そのあたりは音楽鑑賞においても同様で、開放型ヘッドホンであれば低価格なモデルでも繊細なサウンドが得られるものの、部屋が静かでないといけません。それと同レベルのサウンドを遮音性の高い密閉型ヘッドホンで実現しようとなると、必然的にヘッドホン自体の価格が高くなってしまいます。

そもそもクリエイターの多くは、大編成のバンドやオケのレコーディングではなく、騒音対策に乏しい自宅にてDAWや動画編集でコツコツと地道な作業をしていると思うので、その点ではSignature Pureは実際の業務に向いているヘッドホンだと思います。

このあたりは、店頭であれこれ比較試聴する段階では、どうしても派手で鮮烈なサウンドの方を選んでしまいがちです。そういう刺激の強いヘッドホンを買ってしまったものの、自宅では遮音性が足りずボリュームを上げることになり聴き疲れが増し、長時間のヘッドホンリスニングには馴染めないという人も案外多いと思います。すでにモニター系の開放型ヘッドホンを持っているのなら、二台目にはこのような真逆の性格の密閉型ヘッドホンを手に入れるのも良いと思います。

個人的な要望としては、できれば上位モデルと同じように1.2mストレートケーブルも付属してもらえたら良かったと思います。
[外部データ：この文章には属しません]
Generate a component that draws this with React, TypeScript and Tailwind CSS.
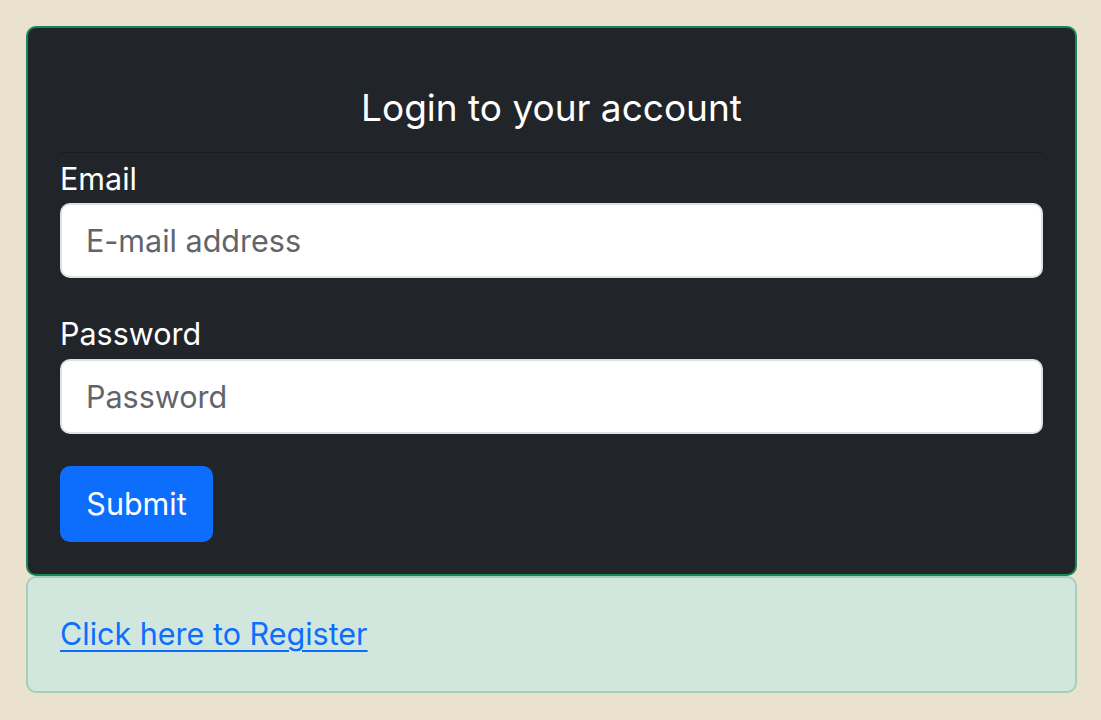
export default function App() {
    return (
        <div className="min-h-screen w-full bg-[#eae2cf] pl-[26px] pr-[24px] pt-[26px] font-['Inter','Noto_Sans',sans-serif]">
            {/* Login card */}
            <div className="rounded-[10px] border-2 border-[#198754] bg-[#212529] px-[32px] pb-[32px]">
                <div className="border-b border-[#1a1d20] pt-[58px] pb-[23px] text-center">
                    <h3 className="text-[37px] leading-[43px] text-white">Login to your account</h3>
                </div>

                <form onSubmit={(e) => e.preventDefault()}>
                    <label className="mt-[8px] block text-[30.5px] leading-[36px] text-white">Email</label>
                    <input
                        type="email"
                        placeholder="E-mail address"
                        className="mt-[6px] block h-[75px] w-full rounded-[10px] border-2 border-[#dee2e6] bg-white px-[24px] text-[30.5px] text-[#212529] placeholder:text-[#5f656b] outline-none"
                    />

                    <label className="mt-[38px] block text-[30.5px] leading-[36px] text-white">Password</label>
                    <input
                        type="password"
                        placeholder="Password"
                        className="mt-[7px] block h-[75px] w-full rounded-[10px] border-2 border-[#dee2e6] bg-white px-[24px] text-[30.5px] text-[#212529] placeholder:text-[#5f656b] outline-none"
                    />

                    <button
                        type="submit"
                        className="mt-[32px] flex h-[76px] w-[153px] items-center justify-center rounded-[10px] bg-[#0d6efd] text-[30.5px] text-white"
                    >
                        Submit
                    </button>
                </form>
            </div>

            {/* Register card */}
            <div className="rounded-[10px] border-2 border-[#a3cfbb] bg-[#d1e7dd] px-[32px] pt-[38px] pb-[39px]">
                <a href="#" className="text-[30.5px] leading-[36px] text-[#0d6efd] underline decoration-2 underline-offset-[5px]">
                    Click here to Register
                </a>
            </div>
        </div>
    );
}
価格を抑えるために難しいと言われるかもしれませんが、逆にこの価格帯ではケーブルの互換性や入手方法を知らない初心者も多いと思うので、むしろ入門機であるからこそケーブルの選択肢も提供してもらいたかったです。

それ以外では、フィット感も遮音性も優秀な、使い勝手の良いデザインなので、初心者のみでなく、ベテランでも手元にあれば何かと役に立つヘッドホンです。


余談になりますが、これを書いている時点で、Ultrasoneのドイツ公式サイトを見るとSignature Masterが在庫無しで「Master Mk II arriving soon!」と書いてあるので、どのようなモデルになるのか気になります。

優れた音質はそのままで、ヘッドバンドの硬さなど全体のフィット感が改善されていると良いのですが、高価なモデルですし、私も買い替えに向けて貯金すべきか今から悩んでいます。